After a few slugs of coffee and whatever you can pry out of the bottom row of the vending machine because you used your last bit of change for dinner out of the same vending machine last night, you’re back to your desk and working.
This commute could be twelve feet from your bed to the desk in the other room, still in your pj’s and hair sticking in every direction, or across town to your cubicle, realizing after you arrive that you have a dress shirt on over your pj’s , mismatched shoes and your hair sticking in every direction. But since you’re an artist, you claim the eccentricity of the true creative and so no one really even looks twice in your direction. They’ve obviously seen you this way before…
After sitting down, turning on the computer and staring blankly at the brilliant idea for your client’s new ad campaign that you came up with last night at 3am… and realizing now, in the harsh morning sunlight, that it’s the worst idea you’ve ever come up with in your entire career and if you presented this is the 10am meeting, you will most likely be fired very quickly after the clients (or your bosses) walk out the door in a huff.
So now you have two hours to come up with a brand new idea to show your clients how you’re going to create the biggest load of: junk mail that will be thrown away as soon as it arrives in a mailbox, web clutter, billboard eyesores and television noise that will be skipped over as the customers fast-forward through their Tivo’s... and more importantly, how this version of the completely mind-numbing and generally ignored advertising glut will earn them enough money to make it worth paying you for the idea. (Because the bottom line is the most important thing, and if this glut of ads won’t make them more money, it will never ever fly, and you’ll find yourself just as unemployed as if you’d given them that 3am proposal.)
If you work for an in-house marketing group, this talk is usually given in front of the CEO, who you have to convince you are worth keeping on the payroll because you are not bleeding the company dry with your outlandish ideas… because after all, marketing is the first group to be cut when finances are slim, despite the fact that its when a company needs it the most.
Now… imagining that your client (or your CEO), loves the idea you finally threw together five minutes before the presentation, you now have the task of actually putting it into production. So you sit down for a few days and hash out the details, putting their logo on everything under the sun, making enough mailers to completely overflow the local landfill, and coming up with a TV jingle that’s annoying enough that people will NEVER forget it… and which will finally end up with an angry mob picketing the TV station to pull it because it’s making them insane after hearing it during every single commercial break.
So now all of your works starts going through the Dreaded Approval Process.
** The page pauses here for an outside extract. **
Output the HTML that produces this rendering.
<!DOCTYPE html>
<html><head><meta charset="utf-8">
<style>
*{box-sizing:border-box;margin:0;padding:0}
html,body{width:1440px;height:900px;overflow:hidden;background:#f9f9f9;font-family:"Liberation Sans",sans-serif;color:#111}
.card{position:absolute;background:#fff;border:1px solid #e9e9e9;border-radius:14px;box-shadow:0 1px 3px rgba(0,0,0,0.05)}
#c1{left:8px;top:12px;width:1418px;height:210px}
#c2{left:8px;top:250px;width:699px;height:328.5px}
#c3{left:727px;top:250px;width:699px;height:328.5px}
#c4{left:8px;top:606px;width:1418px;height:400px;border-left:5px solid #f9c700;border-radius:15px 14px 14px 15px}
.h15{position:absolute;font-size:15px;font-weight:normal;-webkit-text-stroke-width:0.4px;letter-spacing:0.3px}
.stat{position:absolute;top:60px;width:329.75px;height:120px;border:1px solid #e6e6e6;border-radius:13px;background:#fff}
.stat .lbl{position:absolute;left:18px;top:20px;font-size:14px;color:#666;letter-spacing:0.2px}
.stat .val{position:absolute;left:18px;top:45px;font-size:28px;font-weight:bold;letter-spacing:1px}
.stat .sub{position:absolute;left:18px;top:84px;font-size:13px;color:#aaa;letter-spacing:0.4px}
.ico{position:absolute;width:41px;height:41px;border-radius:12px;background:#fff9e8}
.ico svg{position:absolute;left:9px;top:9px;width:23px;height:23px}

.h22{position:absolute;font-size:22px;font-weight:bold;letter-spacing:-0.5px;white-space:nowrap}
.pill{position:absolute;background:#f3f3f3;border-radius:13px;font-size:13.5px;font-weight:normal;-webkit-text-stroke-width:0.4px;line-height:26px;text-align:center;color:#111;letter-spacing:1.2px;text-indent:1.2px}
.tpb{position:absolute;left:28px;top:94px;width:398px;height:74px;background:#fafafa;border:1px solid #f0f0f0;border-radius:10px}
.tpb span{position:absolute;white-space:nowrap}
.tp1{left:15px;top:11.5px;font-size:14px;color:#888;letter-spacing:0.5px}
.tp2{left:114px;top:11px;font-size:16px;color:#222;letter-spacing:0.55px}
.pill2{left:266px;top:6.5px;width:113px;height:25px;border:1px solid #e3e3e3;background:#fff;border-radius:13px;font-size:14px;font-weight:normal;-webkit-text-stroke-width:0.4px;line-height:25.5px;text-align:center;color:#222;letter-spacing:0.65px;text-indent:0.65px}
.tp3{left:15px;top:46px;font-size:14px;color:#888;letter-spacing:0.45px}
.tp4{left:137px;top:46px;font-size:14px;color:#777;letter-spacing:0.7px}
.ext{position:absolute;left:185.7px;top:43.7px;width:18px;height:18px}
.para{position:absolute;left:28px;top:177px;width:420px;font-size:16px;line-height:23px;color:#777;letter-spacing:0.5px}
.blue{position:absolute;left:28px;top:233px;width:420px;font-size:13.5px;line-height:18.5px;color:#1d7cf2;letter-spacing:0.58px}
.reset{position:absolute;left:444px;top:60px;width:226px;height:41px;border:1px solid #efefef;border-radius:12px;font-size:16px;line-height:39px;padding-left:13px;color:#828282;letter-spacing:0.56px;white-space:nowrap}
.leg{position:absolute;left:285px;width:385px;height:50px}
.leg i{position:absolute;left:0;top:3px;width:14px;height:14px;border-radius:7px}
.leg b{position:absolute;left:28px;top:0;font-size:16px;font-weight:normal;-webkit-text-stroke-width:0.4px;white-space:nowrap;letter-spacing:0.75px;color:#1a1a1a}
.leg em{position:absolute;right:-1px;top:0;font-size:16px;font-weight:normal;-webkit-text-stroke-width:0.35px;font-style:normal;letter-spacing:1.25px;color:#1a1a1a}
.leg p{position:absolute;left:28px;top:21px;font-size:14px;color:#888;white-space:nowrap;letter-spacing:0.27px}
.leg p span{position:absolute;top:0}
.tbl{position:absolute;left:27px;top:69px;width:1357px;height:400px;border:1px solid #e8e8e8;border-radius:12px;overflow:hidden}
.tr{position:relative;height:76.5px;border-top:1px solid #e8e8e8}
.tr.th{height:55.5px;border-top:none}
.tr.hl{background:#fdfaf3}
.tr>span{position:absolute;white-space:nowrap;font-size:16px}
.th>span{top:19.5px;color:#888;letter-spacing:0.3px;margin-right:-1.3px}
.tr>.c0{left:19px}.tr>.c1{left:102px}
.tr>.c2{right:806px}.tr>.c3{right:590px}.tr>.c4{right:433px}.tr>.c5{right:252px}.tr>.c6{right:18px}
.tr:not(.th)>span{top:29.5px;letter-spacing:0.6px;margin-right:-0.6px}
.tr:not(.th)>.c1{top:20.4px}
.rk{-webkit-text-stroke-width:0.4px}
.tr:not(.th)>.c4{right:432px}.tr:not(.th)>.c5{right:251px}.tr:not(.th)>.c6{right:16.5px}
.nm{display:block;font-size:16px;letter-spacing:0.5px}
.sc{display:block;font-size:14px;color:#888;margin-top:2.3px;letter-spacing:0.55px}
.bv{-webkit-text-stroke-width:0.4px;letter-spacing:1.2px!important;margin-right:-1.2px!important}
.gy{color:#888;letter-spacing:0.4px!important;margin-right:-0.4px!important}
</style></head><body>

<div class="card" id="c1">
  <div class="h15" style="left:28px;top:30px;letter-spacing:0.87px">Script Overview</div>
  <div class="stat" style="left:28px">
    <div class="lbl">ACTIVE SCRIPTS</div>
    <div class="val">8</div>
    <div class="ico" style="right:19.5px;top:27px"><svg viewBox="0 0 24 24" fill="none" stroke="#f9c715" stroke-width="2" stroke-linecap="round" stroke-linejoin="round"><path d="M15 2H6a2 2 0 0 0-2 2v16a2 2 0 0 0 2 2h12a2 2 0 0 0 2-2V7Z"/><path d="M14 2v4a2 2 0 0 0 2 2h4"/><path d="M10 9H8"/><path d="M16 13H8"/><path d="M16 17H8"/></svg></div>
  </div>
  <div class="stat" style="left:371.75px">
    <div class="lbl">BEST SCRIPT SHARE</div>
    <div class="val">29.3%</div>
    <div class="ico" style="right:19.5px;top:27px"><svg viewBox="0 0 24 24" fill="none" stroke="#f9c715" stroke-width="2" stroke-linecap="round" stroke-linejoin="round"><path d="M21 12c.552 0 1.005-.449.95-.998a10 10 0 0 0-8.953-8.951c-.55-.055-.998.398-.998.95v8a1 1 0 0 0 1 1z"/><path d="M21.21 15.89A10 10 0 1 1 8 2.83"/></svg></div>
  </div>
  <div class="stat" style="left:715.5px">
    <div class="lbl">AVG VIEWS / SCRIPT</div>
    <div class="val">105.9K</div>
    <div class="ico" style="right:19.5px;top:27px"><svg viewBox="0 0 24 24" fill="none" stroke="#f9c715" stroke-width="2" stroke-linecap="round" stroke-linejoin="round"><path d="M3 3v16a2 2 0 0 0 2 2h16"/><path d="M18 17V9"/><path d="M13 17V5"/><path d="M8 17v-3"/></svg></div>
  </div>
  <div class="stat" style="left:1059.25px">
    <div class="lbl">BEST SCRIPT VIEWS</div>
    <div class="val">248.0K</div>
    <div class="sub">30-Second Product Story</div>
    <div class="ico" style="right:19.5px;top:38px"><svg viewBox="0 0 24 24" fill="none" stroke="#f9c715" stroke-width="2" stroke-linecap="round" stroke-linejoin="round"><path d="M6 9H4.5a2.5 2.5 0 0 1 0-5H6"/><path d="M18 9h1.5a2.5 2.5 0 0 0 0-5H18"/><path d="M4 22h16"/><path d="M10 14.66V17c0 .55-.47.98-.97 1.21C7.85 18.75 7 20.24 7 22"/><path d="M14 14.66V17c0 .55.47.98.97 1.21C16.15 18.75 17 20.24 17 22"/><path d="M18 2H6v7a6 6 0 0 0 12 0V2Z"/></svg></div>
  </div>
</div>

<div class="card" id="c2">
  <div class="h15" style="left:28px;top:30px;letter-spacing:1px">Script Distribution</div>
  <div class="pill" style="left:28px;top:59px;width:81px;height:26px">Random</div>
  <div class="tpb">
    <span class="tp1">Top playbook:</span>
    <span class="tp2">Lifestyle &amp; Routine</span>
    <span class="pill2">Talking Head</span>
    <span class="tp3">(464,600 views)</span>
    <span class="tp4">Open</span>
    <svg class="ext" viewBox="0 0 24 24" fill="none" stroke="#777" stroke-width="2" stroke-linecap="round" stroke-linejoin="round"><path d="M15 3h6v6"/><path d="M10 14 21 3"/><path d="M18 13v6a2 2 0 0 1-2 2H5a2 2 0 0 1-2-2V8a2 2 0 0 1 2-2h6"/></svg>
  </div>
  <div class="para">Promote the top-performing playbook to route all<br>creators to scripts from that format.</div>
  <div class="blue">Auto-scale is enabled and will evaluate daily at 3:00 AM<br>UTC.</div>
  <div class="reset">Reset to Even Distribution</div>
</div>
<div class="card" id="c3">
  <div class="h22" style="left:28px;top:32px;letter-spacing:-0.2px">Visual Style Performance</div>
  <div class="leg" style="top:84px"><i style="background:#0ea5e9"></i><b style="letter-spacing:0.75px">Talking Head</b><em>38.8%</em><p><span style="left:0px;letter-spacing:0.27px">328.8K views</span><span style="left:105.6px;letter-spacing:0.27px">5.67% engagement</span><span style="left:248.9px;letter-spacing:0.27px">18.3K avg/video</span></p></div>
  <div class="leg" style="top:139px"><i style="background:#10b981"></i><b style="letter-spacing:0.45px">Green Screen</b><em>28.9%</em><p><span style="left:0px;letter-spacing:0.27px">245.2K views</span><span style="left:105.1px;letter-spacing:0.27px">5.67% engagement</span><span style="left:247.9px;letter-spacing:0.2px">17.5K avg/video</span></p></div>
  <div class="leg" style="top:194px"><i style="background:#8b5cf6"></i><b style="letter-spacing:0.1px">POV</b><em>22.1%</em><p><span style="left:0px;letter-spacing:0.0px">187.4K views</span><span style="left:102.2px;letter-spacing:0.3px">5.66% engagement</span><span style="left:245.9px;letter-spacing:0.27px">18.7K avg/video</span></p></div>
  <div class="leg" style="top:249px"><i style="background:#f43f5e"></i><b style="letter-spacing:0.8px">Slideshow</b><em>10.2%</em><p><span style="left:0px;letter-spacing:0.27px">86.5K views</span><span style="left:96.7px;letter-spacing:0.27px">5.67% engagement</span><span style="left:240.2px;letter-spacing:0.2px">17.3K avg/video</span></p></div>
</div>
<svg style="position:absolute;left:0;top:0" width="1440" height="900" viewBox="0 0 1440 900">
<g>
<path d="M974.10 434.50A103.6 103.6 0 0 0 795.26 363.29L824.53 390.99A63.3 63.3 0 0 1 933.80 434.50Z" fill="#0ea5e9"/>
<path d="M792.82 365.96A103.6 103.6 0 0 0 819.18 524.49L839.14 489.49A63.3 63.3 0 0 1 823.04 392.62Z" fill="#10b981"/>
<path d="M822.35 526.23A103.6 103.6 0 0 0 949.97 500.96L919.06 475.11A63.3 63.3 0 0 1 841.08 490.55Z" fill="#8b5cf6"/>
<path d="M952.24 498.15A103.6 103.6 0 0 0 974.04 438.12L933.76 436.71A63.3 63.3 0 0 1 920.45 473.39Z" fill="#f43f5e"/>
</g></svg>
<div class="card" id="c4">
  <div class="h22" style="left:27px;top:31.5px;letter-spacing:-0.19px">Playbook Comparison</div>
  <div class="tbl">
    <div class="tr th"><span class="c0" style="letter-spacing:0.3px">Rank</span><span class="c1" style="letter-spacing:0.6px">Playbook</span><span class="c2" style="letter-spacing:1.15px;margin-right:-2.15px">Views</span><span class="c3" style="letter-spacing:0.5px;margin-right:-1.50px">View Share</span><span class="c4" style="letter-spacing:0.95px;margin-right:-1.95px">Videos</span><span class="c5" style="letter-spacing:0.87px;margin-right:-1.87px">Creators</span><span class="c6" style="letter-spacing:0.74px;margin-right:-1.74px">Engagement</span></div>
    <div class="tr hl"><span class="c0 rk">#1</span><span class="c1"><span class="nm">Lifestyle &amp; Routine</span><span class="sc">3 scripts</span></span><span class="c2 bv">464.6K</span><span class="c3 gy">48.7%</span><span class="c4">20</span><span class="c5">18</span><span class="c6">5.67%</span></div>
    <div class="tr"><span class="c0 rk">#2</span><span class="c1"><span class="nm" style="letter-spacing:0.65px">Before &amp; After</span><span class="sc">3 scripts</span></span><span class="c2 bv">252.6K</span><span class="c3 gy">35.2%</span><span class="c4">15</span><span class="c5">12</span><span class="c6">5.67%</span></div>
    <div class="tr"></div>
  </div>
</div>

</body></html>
If you’re very, very, VERY lucky, you’ll have a few minor revisions, the projects will go to print, get sent out to the unsuspecting public, and you can sit back and wait for the client’s check and the local Ad Awards so you can collect a few more guilty accolades when your five minute project wins over someone else’s months of slaving.
If it’s a more normal project, it will go to the client, who begins to second guess everything you’ve done and everything they told you they want. They make revisions, which you correct and send back to them. They make more revisions, but this time it’s not just wording. They’ve decided they don’t like the cool blue you picked and want to go with fuchsia. More changes… This time they decided that they want a photo of the CEO at the last company party, because it will “humanize” the corporation. More changes… THIS time, they want to pull the photo because they were threatened with their jobs if they ran it, but they want to have custom photography done instead. So you hire a professional photographer, all the models, get a dozen releases signed and cleared by Legal… and the day of the shoot, they decide it’s out of their budget and cancel.
Now they start calling you on your cell phone at midnight to make changes, and by this time you understand why the windows in an office building don’t open.
The project is now overdue because they keep making changes… the printer is calling you up every day asking where the project files are because they can no longer meet the deadline to have it in the mail, and the clients are yelling at YOU because they’ve missed the deadlines and they want to know where their project is, even though they haven’t provided you with the missing information yet.
And finally, at the point when you’ve started crying every half hour, the client calls up with the final change… they want it to look just like it did the first time. And they approve it within five minutes of the reversion.
And since you’ve been up for the last 72 hours but the project is done, you finally get released to go home, crash on the covers with your clothes still on… and wake up ten minutes later when the alarm goes off.